Un peluquero le cortaba el cabello al nieto de una anciana, Pero el niño no existía…
Llevo veinte años cortando cabello en este barrio, y creía haberlo visto todo. Pero nada me preparó para la señora Margot.
Entró un martes por la mañana, empujando su andador con determinación.
—Buenos días, joven. Vengo por el corte de mi nieto Sebastián.
Miré alrededor. Detrás de ella no había nadie.

—¿Su nieto, señora?
—Sí, Sebastián. —Se giró hacia el vacío—. Ven, mi amor, no seas tímido.
Ahí fue cuando lo entendí. Sus ojos brillaban con una claridad que no coincidía con la realidad. Me quedé paralizado, con las tijeras en la mano.
—Ah, claro. Que pase Sebastián. —No sé por qué lo dije. Simplemente salió.
—¿Ves, cielo? El señor Ramírez es muy amable. —Le habló al aire con una dulzura que me partió el corazón.
Coloqué una silla frente al espejo.
—Aquí, Sebastián. Ponte cómodo.
La señora Margot sonrió y se sentó en la sala de espera, sacando una revista. Durante quince minutos, corté el cabello invisible de un niño invisible. Hice el sonido de las tijeras, pregunté “¿así está bien?” al espejo vacío, hasta rocié un poco de agua. Escrito por Gisel Dominguez.
—Listo, campeón. Quedaste muy guapo.
—¡Ay, qué bien te ves, mi cielo! —exclamó ella, levantándose para “acariciar” la cabeza del niño—. ¿Qué le debo, don Ramírez?
—Invita la casa, señora Margot.
—Qué generoso. Sebastián, dale las gracias.
—Gracias, Sebastián. Nos vemos la próxima semana.
Y así fue. Cada martes, durante seis meses, la señora Margot traía a Sebastián.

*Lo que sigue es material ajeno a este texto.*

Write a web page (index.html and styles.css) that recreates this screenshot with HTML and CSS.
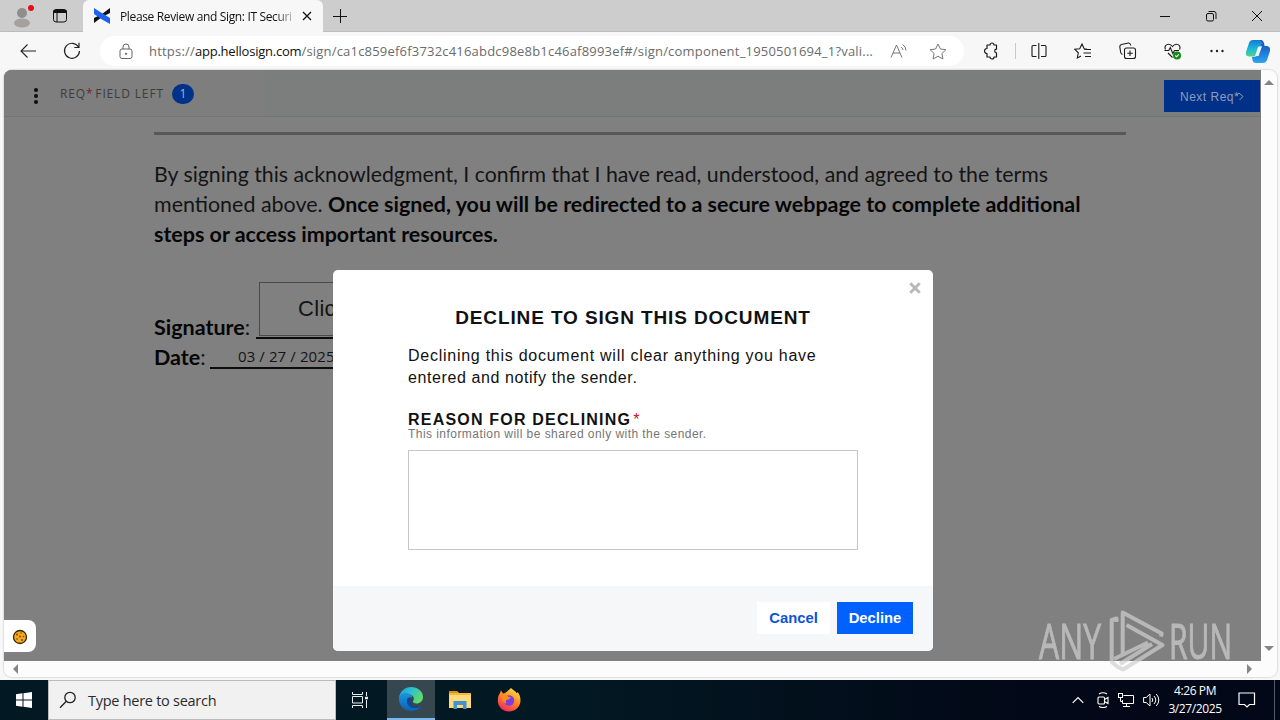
FILE: index.html
```html
<!DOCTYPE html>
<html lang="en">
<head>
    <meta charset="utf-8">
    <title>Please Review and Sign</title>
    <link rel="stylesheet" href="styles.css">
</head>
<body>
    <div class="tabbar">
        <svg class="profile" width="24" height="28" viewBox="0 0 24 28">
            <circle cx="10" cy="11" r="5" fill="#918d8b"/>
            <ellipse cx="10" cy="21" rx="8" ry="4.6" fill="#a5a19f"/>
            <circle cx="19" cy="6" r="3" fill="#e3101c"/>
        </svg>
        <svg class="tab-menu" width="16" height="16" viewBox="0 0 16 16" fill="none" stroke="#111">
            <rect x="1.5" y="1.5" width="13" height="12.5" rx="2.5"/>
            <path d="M1.5 3.5h13" stroke-width="3"/>
            <path d="M5 4v10"/>
        </svg>
        <div class="tab">
            <svg width="18" height="16" viewBox="0 0 18 16">
                <path d="M17 0v5L9 9 1 15v-5l8-4z" fill="#111"/>
                <path d="M1 0l7 4.5L17 10v6l-8-4.500L1 6z" fill="#1f62ef"/>
            </svg>
            <span class="tab-title">Please Review and Sign: IT Securi</span>
            <svg width="10" height="10" viewBox="0 0 10 10" stroke="#111" stroke-width="1.3"><path d="M1 1l8 8M9 1l-8 8"/></svg>
        </div>
        <svg class="new-tab" width="14" height="14" viewBox="0 0 14 14" stroke="#111"><path d="M0 7.500h14M7.500 0v14"/></svg>
        <div class="window-buttons">
            <svg width="12" height="12" viewBox="0 0 12 12" stroke="#111"><path d="M1 6.500h10"/></svg>
            <svg width="12" height="12" viewBox="0 0 12 12" stroke="#111" fill="none"><rect x="1.500" y="3.500" width="7" height="7.500" rx="1.500"/><path d="M3.500 1.500H9q2 0 2 2V9"/></svg>
            <svg width="12" height="12" viewBox="0 0 12 12" stroke="#111"><path d="M1 1l10 10M11 1L1 11"/></svg>
        </div>
    </div>

    <div class="toolbar">
        <svg class="back" width="16" height="14" viewBox="0 0 16 14" fill="none" stroke="#222" stroke-width="1.100"><path d="M16 7H1M7.500 .5L1 7l6.500 6.500"/></svg>
        <svg class="reload" width="18" height="18" viewBox="0 0 18 18" fill="none" stroke="#222" stroke-width="1.200"><path d="M15.500 5A7.500 7.500 0 1 0 16.500 9M16 .8V5.500h-4.700"/></svg>
        <div class="address">
            <svg width="14" height="17" viewBox="0 0 14 17" fill="none" stroke="#666"><rect x="1" y="6" width="12" height="9.500" rx="2"/><path d="M4 6V4a3 3 0 0 1 6 0v2"/><circle cx="7" cy="10.700" r=".7" fill="#666"/></svg>
            <span class="url">https://<b>app.hellosign.com</b>/sign/ca1c859ef6f3732c416abdc98e8b1c46af8993ef#/sign/component_1950501694_1?vali...</span>
            <svg class="read-aloud" width="18" height="16" viewBox="0 0 18 16" fill="none" stroke="#777"><path d="M1 14.500L6.500 2 12 14.500M3 10h7M11 4q2 1.200 2 3M12.500 1.500q3.500 2 3.500 6"/></svg>
            <svg width="18" height="17" viewBox="0 0 18 17" fill="none" stroke="#777"><path d="M9 1l2.400 5 5.500.7-4 3.800 1 5.500L9 13.300 4.100 16l1-5.500-4-3.800 5.500-.7z" stroke-linejoin="round"/></svg>
        </div>
        <div class="tools">
            <svg width="16" height="18" viewBox="0 0 16 18" fill="none" stroke="#1b1b1b" stroke-width="1.200"><path d="M4 3h3a2 2 0 0 1 4 0h2.500v4.200a1.600 1.600 0 0 0 0 3.600V15H11a2 2 0 0 1-4 0H4v-3.500a2.400 2.400 0 1 1 0-5z" stroke-linejoin="round"/></svg>
            <i class="divider"></i>
            <svg width="16" height="16" viewBox="0 0 16 16" fill="none" stroke="#1b1b1b" stroke-width="1.100"><path d="M5.500 2.500H2q-1 0-1 1v9q0 1 1 1h3.500M10 2.500h4q1 0 1 1v9q0 1-1 1h-4M7.800 0v16"/></svg>
            <svg width="18" height="17" viewBox="0 0 18 17" fill="none" stroke="#1b1b1b" stroke-width="1.100"><path d="M13 6l-2.800-.3L8 1 5.700 5.700.8 6.300l3.500 3.500-1 5.200L7 13M10 6.500h7M9.500 10h7.500M11 13.500h6"/></svg>
            <svg width="18" height="18" viewBox="0 0 18 18" fill="none" stroke="#1b1b1b" stroke-width="1.100"><rect x="5.500" y="6" width="11" height="10.500" rx="2"/><path d="M11 8.500v5.500M8.300 11.200h5.500M3.500 12.500Q2 12 1.700 10.500L.8 5q-.2-2 1.700-2.500L9.500 1q1.700-.2 2.300 2.500"/></svg>
            <svg width="18" height="18" viewBox="0 0 18 18" fill="none" stroke="#1b1b1b" stroke-width="1.100"><path d="M1.500 7.500C-.5 3 5 0 8.500 4.500 12 0 17.500 3 15.500 7.500M.5 8.500h4.200l1.600-3 2.500 6 1.700-3H15M4 11l4.500 4.500"/><circle cx="13" cy="13.500" r="4" fill="#118a18" stroke="none"/><path d="M11.300 13.500l1.300 1.300 2.200-2.500" stroke="#fff"/></svg>
            <svg width="16" height="16" viewBox="0 0 16 16" fill="#222"><circle cx="2.500" cy="8" r="1.200"/><circle cx="8" cy="8" r="1.200"/><circle cx="13.500" cy="8" r="1.200"/></svg>
            <svg class="copilot" width="24" height="23" viewBox="0 0 24 23">
                <defs>
                    <linearGradient id="cpA" x1="0" y1="0" x2="0" y2="1"><stop offset="0" stop-color="#1479d1"/><stop offset=".5" stop-color="#19b5dc"/><stop offset="1" stop-color="#55d28b"/></linearGradient>
                    <linearGradient id="cpB" x1="0" y1="0" x2="0" y2="1"><stop offset="0" stop-color="#1745b8"/><stop offset="1" stop-color="#2aa5f2"/></linearGradient>
                </defs>
                <path d="M7 0h8q2 0 1.500 2.500L13 14q-1 2.500-3 2.500H3Q-1 16 0 12L3 3Q4 0 7 0z" fill="url(#cpA)"/>
                <path d="M14 0q3 0 4 3l.6 3H21q4 1 3 5l-3 9q-1 3-4 3h-7q-3 0-3.500-3L6 17h3q2 0 3-3l2.500-8q.7-2 2-3z" fill="url(#cpB)"/>
                <path d="M12 7q1-1 4-.8L12.500 16H9z" fill="#f2f8fd"/>
            </svg>
        </div>
    </div>

    <div class="frame">
        <div class="viewport">
            <div class="sign-header">
                <div class="progress">
                    <svg width="6" height="18" viewBox="0 0 6 18" fill="#0c0c0c"><circle cx="3" cy="3" r="2"/><circle cx="3" cy="9" r="2"/><circle cx="3" cy="15" r="2"/></svg>
                    <span class="req-label">REQ<em>*</em> FIELD LEFT</span>
                    <span class="req-count">1</span>
                </div>
                <div class="next-req">Next Req*<svg width="7" height="9" viewBox="0 0 7 9" fill="none" stroke="#8c9db9"><path d="M0 3l2-2M2 1l4 3.500L2.500 8"/></svg></div>
            </div>
            <div class="document">
                <div class="rule"></div>
                <div class="line line-1">By signing this acknowledgment, I confirm that I have read, understood, and agreed to the terms</div>
                <div class="line line-2"><span>mentioned above. </span><b>Once signed, you will be redirected to a secure webpage to complete additional</b></div>
                <div class="line line-3"><b>steps or access important resources.</b></div>
                <div class="sign-row">
                    <span class="field-label sig-label"><b>Signature</b>:</span>
                    <div class="sig-line"><div class="sig-box">Click to sign</div></div>
                </div>
                <div class="date-row">
                    <span class="field-label date-label"><b>Date</b>:</span>
                    <div class="date-line">03 / 27 / 2025</div>
                </div>
            </div>

            <div class="modal">
                <div class="modal-body">
                    <svg class="modal-close" width="12" height="12" viewBox="0 0 12 12" stroke="#b9b9b9" stroke-width="3"><path d="M1.300 1.300l9.400 9.400M10.700 1.300l-9.400 9.400"/></svg>
                    <h1>DECLINE TO SIGN THIS DOCUMENT</h1>
                    <p><span class="p-1">Declining this document will clear anything you have</span><br><span class="p-2">entered and notify the sender.</span></p>
                    <h2><span>REASON FOR DECLINING</span><em>*</em></h2>
                    <div class="hint">This information will be shared only with the sender.</div>
                    <div class="reason"></div>
                </div>
                <div class="modal-footer">
                    <div class="btn">Cancel</div>
                    <div class="btn btn-primary">Decline</div>
                </div>
            </div>

            <div class="cookie">
                <svg width="16" height="16" viewBox="0 0 16 16"><circle cx="8" cy="8" r="6.500" fill="#f5a91c" stroke="#33240c" stroke-width="1.300"/><g fill="#69420a"><circle cx="5" cy="5.500" r=".9"/><circle cx="9" cy="4" r=".7"/><circle cx="8" cy="7.500" r=".9"/><circle cx="11.500" cy="7.500" r=".8"/><circle cx="5" cy="10" r=".8"/><circle cx="10" cy="11" r=".9"/></g></svg>
            </div>
        </div>
        <div class="vscroll"><i class="arrow up"></i><i class="arrow down"></i></div>
        <div class="hscroll"><i class="arrow left"></i><i class="arrow right"></i></div>
    </div>

    <div class="taskbar">
        <svg class="start" width="16" height="16" viewBox="0 0 16 16" fill="#fff"><path d="M0 2.200L6.500 1.300V7.500H0zM7.500 1.200L16 0v7.500H7.500zM0 8.500h6.500v6.200L0 13.800zM7.500 8.500H16V16l-8.500-1.200z"/></svg>
        <div class="search">
            <svg width="18" height="18" viewBox="0 0 18 18" fill="none" stroke="#222" stroke-width="1.300"><circle cx="11" cy="6.500" r="5.200"/><path d="M7.300 10.300L1 16.800"/></svg>
            <span>Type here to search</span>
        </div>
        <svg class="task-view" width="18" height="16" viewBox="0 0 18 16" fill="none" stroke="#e8edf0"><path d="M1.500 0v2.500h10V0M1.500 16v-2.500h10V16M1.500 4.500h10v6.500h-10zM15.500 0v4M15.500 8v8"/><path d="M14 6h3" stroke-width="2.500"/></svg>
        <div class="task active">
            <svg width="24" height="24" viewBox="0 0 24 24">
                <defs>
                    <linearGradient id="edA" x1="0" y1="0" x2="1" y2=".5"><stop offset="0" stop-color="#1d9de0"/><stop offset=".5" stop-color="#2fbfd0"/><stop offset="1" stop-color="#61db68"/></linearGradient>
                    <linearGradient id="edB" x1="0" y1="0" x2="0" y2="1"><stop offset="0" stop-color="#1c97df"/><stop offset="1" stop-color="#0d60b6"/></linearGradient>
                </defs>
                <path d="M0 11C1 4 6 0 12 0c7 0 12 4.500 12 10 0 4-3 6.500-6.500 6.500-2.500 0-4-1-3.500-2.500 2-2 .5-6-3.500-6.500C6 7 1 8 0 11z" fill="url(#edA)"/>
                <path d="M0 12C0 7 4.500 5 8.500 6c3.500.7 5 3 4.500 4.500-4-1-5.500 1.500-5 4.500.5 4 5 7 10 5.500 2-.5 3.300-1.200 3.800-1-2 3-6 4.500-9.800 4.500C5 24 0 18.500 0 12z" fill="url(#edB)"/>
                <path d="M9 11c-2.500 5 1 11 8.500 10 2-.3 3.700-1.200 4.300-1.700-5 1.500-9-.3-9.500-3.800-.2-1.500 0-2.500.7-3.500z" fill="#12488b"/>
            </svg>
        </div>
        <div class="task">
            <svg width="22" height="20" viewBox="0 0 22 20"><path d="M0 1h8l2 2h12v15H0z" fill="#f3b93b"/><path d="M0 5h22v13H0z" fill="#fcd97a"/><path d="M0 1h8l1 2H0z" fill="#d99013"/><path d="M4.500 19v-8h13v8h-3.500v-4H8v4z" fill="#3f93d0"/></svg>
        </div>
        <div class="task">
            <svg width="24" height="24" viewBox="0 0 24 24">
                <defs><linearGradient id="ffA" x1=".8" y1="0" x2=".25" y2="1"><stop offset="0" stop-color="#ffe644"/><stop offset=".45" stop-color="#ff8d23"/><stop offset="1" stop-color="#f0245e"/></linearGradient></defs>
                <path d="M14 0c1.500 2 4.500 3 6 5.500l.5-1.500C22.500 6 23.500 9 23.500 12.500 23.500 19 18 23.500 12 23.500S.8 19 .8 12.500C.8 8.500 2 6.500 3 5l1-2.500L6 5.500 8 5l2-1.500z" fill="url(#ffA)"/>
                <circle cx="12" cy="12.500" r="5.200" fill="#7b3ddb"/>
                <path d="M4 8c3-2 6-1.500 7.500 1H14l-2.500 2.500c-3 0-3.500 2-2 3.800C7 15.500 4.500 12 4 8z" fill="#ff8a22"/>
            </svg>
        </div>
        <div class="tray">
            <svg width="12" height="8" viewBox="0 0 12 8" fill="none" stroke="#fff" stroke-width="1.200"><path d="M.7 6.800L6 1.500l5.300 5.300"/></svg>
            <svg width="12" height="16" viewBox="0 0 12 16" fill="none" stroke="#fff" stroke-width="1.100"><rect x="1" y="5" width="6.500" height="7" rx="1"/><path d="M7.500 7.500l3.500-2v6l-3.500-2M2 2q4-2.500 8 0M2 14.500q4 2 8 0"/></svg>
            <svg width="16" height="14" viewBox="0 0 16 14" fill="none" stroke="#fff"><path d="M5.500 2.500h10v8H4.500V7M5 13.500h7M8.500 10.500v3"/><rect x=".5" y=".5" width="4" height="4"/><path d="M2.500 4.500v4h2"/></svg>
            <svg width="17" height="14" viewBox="0 0 17 14" fill="none" stroke="#fff"><path d="M.6 4.500h2.600L7 1v12L3.200 9.500H.6zM9 5q1.500 2 0 4M11 3q3.500 4 0 8M13.300 1q5 6 0 12"/></svg>
        </div>
        <div class="clock"><span>4:26 PM</span><span>3/27/2025</span></div>
        <svg class="notify" width="18" height="17" viewBox="0 0 18 17" fill="none" stroke="#fff" stroke-width="1.200"><path d="M1 1h15.500v11.500h-5L9 15l-2.500-2.500H1z"/></svg>
        <i class="show-desktop"></i>
    </div>

    <svg class="watermark" width="210" height="72" viewBox="0 0 210 72">
        <g class="watermark-text">
            <text x="3" y="52" textLength="62" lengthAdjust="spacingAndGlyphs">ANY</text>
            <text x="133" y="52" textLength="63" lengthAdjust="spacingAndGlyphs">RUN</text>
        </g>
        <g class="watermark-logo">
            <path d="M80.500 15v-3.500l-4.800 1.500v42l6 5 5.500 2.500L126.500 38 90.500 18"/>
            <path d="M86.700 48V5.500l39 21-.7 3"/>
            <path d="M78 52l34-16.500M84 57l32-20"/>
        </g>
    </svg>
</body>
</html>
```
FILE: styles.css
```css
* {
    box-sizing: border-box;
}

body {
    margin: 0;
    width: 1280px;
    height: 720px;
    display: flex;
    flex-direction: column;
    overflow: hidden;
    position: relative;
    background: #f7f7f7;
    font-family: "Open Sans", "Noto Sans", sans-serif;
    color: #111;
}

svg {
    display: block;
    flex: none;
}

em {
    font-style: normal;
}

/* tab strip */
.tabbar {
    height: 32px;
    flex: none;
    display: flex;
    align-items: center;
    background: #cdcdcd;
    border-bottom: 1px solid #bdbdbd;
}

.profile {
    margin-left: 12px;
}

.tab-menu {
    margin-left: 16px;
}

.tab {
    width: 240px;
    height: 32px;
    margin-left: 15px;
    padding-left: 10px;
    display: flex;
    align-items: center;
    align-self: flex-start;
    background: #f7f7f7;
    border-radius: 6px 6px 0 0;
}

.tab-title {
    width: 175px;
    margin: 0 7px 0 9px;
    white-space: nowrap;
    font-size: 12px;
    letter-spacing: -0.35px;
    -webkit-mask-image: linear-gradient(90deg, #000 155px, transparent 178px);
}

.new-tab {
    margin-left: 10px;
}

.window-buttons {
    margin-left: auto;
    margin-right: 17px;
    display: flex;
    gap: 34px;
}

/* toolbar */
.toolbar {
    height: 38px;
    flex: none;
    display: flex;
    align-items: center;
}

.back {
    margin-left: 20px;
}

.reload {
    margin-left: 27px;
}

.address {
    width: 864px;
    height: 30px;
    margin-left: 19px;
    padding: 0 17px 0 19px;
    display: flex;
    align-items: center;
    background: #fff;
    border-radius: 15px;
}

.url {
    width: 727px;
    margin-left: 16px;
    white-space: nowrap;
    font-size: 13px;
    letter-spacing: 0.2px;
    color: #6b6b6b;
}

.url b {
    font-weight: 400;
    letter-spacing: -0.22px;
    color: #111;
}

.read-aloud {
    margin-left: 14px;
    margin-right: auto;
}

.tools {
    margin-left: 19px;
    flex: 1;
    display: flex;
    align-items: center;
    gap: 27px;
}

.divider {
    width: 1px;
    height: 16px;
    margin: 0 -12px 0 -11px;
    background: #c9c9c9;
}

.copilot {
    margin-left: -6px;
}

/* page frame with scrollbars */
.frame {
    width: 1273px;
    height: 607px;
    flex: none;
    margin-left: 4px;
    display: grid;
    grid-template-columns: 1257px 16px;
    grid-template-rows: 591px 16px;
    overflow: hidden;
    background: #fcfcfc;
    border-radius: 8px;
    box-shadow: 0 0 1px 1px #dedede;
}

.viewport {
    position: relative;
    background: #808080;
    overflow: hidden;
}

.vscroll {
    padding: 10px 0 10px 3px;
    display: flex;
    flex-direction: column;
    justify-content: space-between;
}

.hscroll {
    padding: 3px 9px 0;
    display: flex;
    justify-content: space-between;
}

.arrow {
    border: 0 solid transparent;
}

.up, .down {
    width: 10px;
    border-width: 0 5px 5px;
    border-bottom-color: #858585;
}

.down {
    border-width: 5px 5px 0;
    border-top-color: #858585;
}

.left, .right {
    height: 10px;
    border-width: 5px 5px 5px 0;
    border-right-color: #858585;
}

.right {
    border-width: 5px 0 5px 5px;
    border-left-color: #858585;
}

/* signer header */
.sign-header {
    height: 47px;
    display: flex;
    justify-content: space-between;
    background: #7b7e7d;
    border-bottom: 1px solid #747474;
}

.progress {
    width: 260px;
    padding: 5px 0 0 29px;
    display: flex;
    align-items: center;
    background: #7e7e7e;
}

.req-label {
    width: 112px;
    margin: -5px 0 0 21px;
    font-size: 12px;
    letter-spacing: 0.85px;
    white-space: nowrap;
    color: #3d3d3d;
}

.req-label em {
    letter-spacing: -1.2px;
    color: #7a1f25;
}

.req-count {
    width: 22px;
    height: 20px;
    margin-top: -3px;
    border-radius: 10px;
    background: #00328a;
    color: #a6b4cc;
    font-size: 12px;
    line-height: 20px;
    text-align: center;
}

.next-req {
    width: 96px;
    height: 32px;
    margin: 10px 1px 0 0;
    padding: 1px 0 0 16px;
    display: flex;
    align-items: center;
    white-space: nowrap;
    background: #003088;
    color: #8c9db9;
    font-family: "Liberation Sans", sans-serif;
    font-size: 12px;
    letter-spacing: 0.5px;
}

.next-req svg {
    margin-left: -2px;
}

/* document */
.document {
    padding: 15px 0 0 150px;
    font-family: Lato, sans-serif;
    font-size: 21.5px;
    color: #141414;
}

.document b {
    color: #060606;
}

.rule {
    width: 972px;
    height: 3px;
    margin-bottom: 24px;
    background: #585858;
}

.line {
    height: 30px;
    line-height: 30px;
    white-space: nowrap;
}

.line-1 {
    font-size: 21.3px;
}

.line-2, .line-3 {
    font-size: 21.45px;
}

.sign-row {
    height: 57px;
    margin-top: 33px;
    display: flex;
    align-items: flex-end;
}

.date-row {
    height: 30px;
    display: flex;
    align-items: flex-end;
}

.field-label {
    line-height: 24px;
}

.sig-label {
    width: 102px;
}

.date-label {
    width: 56px;
}

.sig-line {
    width: 300px;
    height: 57px;
    padding-left: 3px;
    border-bottom: 2px solid #0c0c0c;
}

.sig-box {
    width: 220px;
    height: 54px;
    padding-left: 38px;
    border: 1px solid #4a4a4a;
    font-family: "Liberation Sans", sans-serif;
    font-size: 22px;
    line-height: 52px;
    letter-spacing: 0.3px;
}

.date-line {
    width: 180px;
    height: 24px;
    padding-left: 28px;
    border-bottom: 2px solid #0c0c0c;
    font-family: "Open Sans", sans-serif;
    font-size: 15px;
    line-height: 23px;
    white-space: nowrap;
    letter-spacing: 0.1px;
}

/* decline dialog */
.modal {
    position: absolute;
    left: 329px;
    top: 200px;
    width: 600px;
    height: 381px;
    display: flex;
    flex-direction: column;
    overflow: hidden;
    border-radius: 5px;
    background: #fff;
    font-family: "Liberation Sans", sans-serif;
    white-space: nowrap;
}

.modal-body {
    flex: 1;
    position: relative;
    padding: 36px 75px 0;
}

.modal-close {
    position: absolute;
    right: 12px;
    top: 12px;
}

.modal h1 {
    margin: 0 0 15px;
    font-size: 19px;
    line-height: 24px;
    font-weight: 700;
    letter-spacing: 0.88px;
    text-align: center;
}

.modal p {
    margin: 0 0 21px;
    font-size: 16px;
    line-height: 22px;
}

.p-1 {
    letter-spacing: 0.74px;
}

.p-2 {
    letter-spacing: 0.59px;
}

.modal h2 {
    margin: 0;
    height: 20px;
    font-size: 16px;
    line-height: 20px;
    letter-spacing: 1.2px;
}

.modal h2 em {
    margin-left: 2px;
    color: #d1101c;
    font-weight: 400;
}

.hint {
    height: 20px;
    margin-top: -4px;
    font-size: 12px;
    line-height: 16px;
    letter-spacing: 0.45px;
    color: #757575;
}

.reason {
    height: 100px;
    margin-top: 4px;
    border: 1px solid #c5c5c5;
}

.modal-footer {
    height: 65px;
    padding: 16px 20px 0;
    display: flex;
    justify-content: flex-end;
    gap: 7px;
    background: #f6f7f9;
}

.btn {
    width: 73px;
    height: 32px;
    line-height: 33px;
    text-align: center;
    background: #fff;
    color: #0c54d4;
    font-size: 14.8px;
    font-weight: 700;
}

.btn-primary {
    width: 76px;
    background: #0061fe;
    color: #fff;
}

.cookie {
    position: absolute;
    left: 0;
    bottom: 9px;
    width: 32px;
    height: 32px;
    padding: 9px 8px 7px;
    border-radius: 0 8px 8px 0;
    background: #fff;
}

/* taskbar */
.taskbar {
    height: 40px;
    margin-top: 3px;
    display: flex;
    align-items: center;
    background: linear-gradient(90deg, #021822 0, #021822 45%, #020817 80%, #020817 100%);
}

.start {
    margin: 0 16px;
}

.search {
    width: 288px;
    height: 40px;
    padding-left: 10px;
    display: flex;
    align-items: center;
    gap: 11px;
    border: 1px solid #bcbcbc;
    background: #f1f1f1;
    font-size: 14.5px;
    letter-spacing: -0.27px;
    color: #2b2b2b;
}

.task-view {
    margin: 0 18px 0 15px;
}

.task {
    width: 48px;
    height: 40px;
    margin-right: 1px;
    display: flex;
    align-items: center;
    justify-content: center;
}

.active {
    background: #36474f;
    border-bottom: 2px solid #76b9ed;
}

.tray {
    margin-left: auto;
    display: flex;
    align-items: center;
    gap: 9px;
}

.tray svg:first-child {
    margin-right: 4px;
}

.clock {
    width: 70px;
    display: flex;
    flex-direction: column;
    align-items: center;
    color: #fff;
    font-size: 12px;
    line-height: 18px;
    letter-spacing: -0.4px;
}

.notify {
    margin-left: 8px;
}

.show-desktop {
    width: 1px;
    height: 40px;
    margin: 0 5px 0 18px;
    background: #545c68;
}

.watermark {
    position: absolute;
    left: 1036px;
    top: 607px;
}

.watermark-text {
    font-family: "Open Sans", sans-serif;
    font-size: 50px;
    fill: #d0d0d0;
    stroke: #d0d0d0;
    stroke-width: 1px;
    opacity: 0.7;
}

.watermark-logo {
    fill: none;
    stroke: #d0d0d0;
    stroke-width: 4px;
    stroke-linejoin: round;
    opacity: 0.7;
}
```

Yo perfeccioné mi actuación: le preguntaba por la escuela, le ofrecía dulces imaginarios, hasta le daba paletas “para el camino”. Mis otros clientes al principio me miraban raro, pero eventualmente todos entraron en el juego.
—¿Cómo está el pequeño Sebastián? —preguntaba el señor Torres mientras esperaba su turno.
—Creciendo como la espuma —respondía yo, sosteniendo conversaciones completas sobre un niño que no existía.
Un martes, en lugar de la señora Margot, entró una mujer de unos cuarenta años. Tenía los ojos hinchados.
—¿Don Ramírez? Soy Patricia, la hija de Margot.
Se me hizo un nudo en el estómago.
—Ay, señora, si necesita que le explique…
—No, no. —Se secó las lágrimas—. Vengo a agradecerle.
Me senté junto a ella.
—Mi hijo Sebastián murió hace dos años. Cáncer. Tenía siete años. —Su voz se quebró—. Mamá… mamá no lo soportó. El dolor fue tan grande que literalmente su mente decidió que no había pasado. Los doctores dicen que es demencia, pero yo creo que fue su corazón el que se rompió primero.
No supe qué decir.
—Mamá empezó a “ver” a Sebastián por todos lados. Al principio intentamos hacerla entender, recordarle la verdad. Pero se ponía tan mal, lloraba tanto… Un geriatra nos dijo que a veces es mejor entrar en su realidad.
—Lo siento mucho —susurré.
—Hace una semana, mamá tuvo un derrame. Está en el hospital. Antes de que perdiera el habla, me tomó la mano y me dijo: “Dile al peluquero que Sebastián está muy agradecido. Que es el mejor peluquero del mundo”. —Patricia sollozó—. Yo no entendía de qué hablaba hasta que revisé su agenda. Todos los martes, anotado con plumón rojo: “Peluquería con Sebastián”.
Me tembló la voz.
—Ella lo amaba mucho.
—Usted le dio seis meses más con su nieto. No sabe lo que eso significa. —Se levantó y me abrazó—. Gracias por amarla lo suficiente como para entrar en su mundo.
Patricia se fue, dejando un sobre con dinero que me negué a aceptar pero que ella insistió en dejar en el mostrador.
Esa tarde, coloqué una foto en mi espejo. Era de Patricia con un niño hermoso de pelo castaño y sonrisa enorme.
—Este es Sebastián —les digo ahora a mis clientes—. El mejor cliente que he tenido.
Todavía guardo la silla donde él se sentaba. Nadie más la usa. Y cada martes a las diez, durante quince minutos, cierro la peluquería.
Por si acaso el niño quiere venir a cortarse el cabello.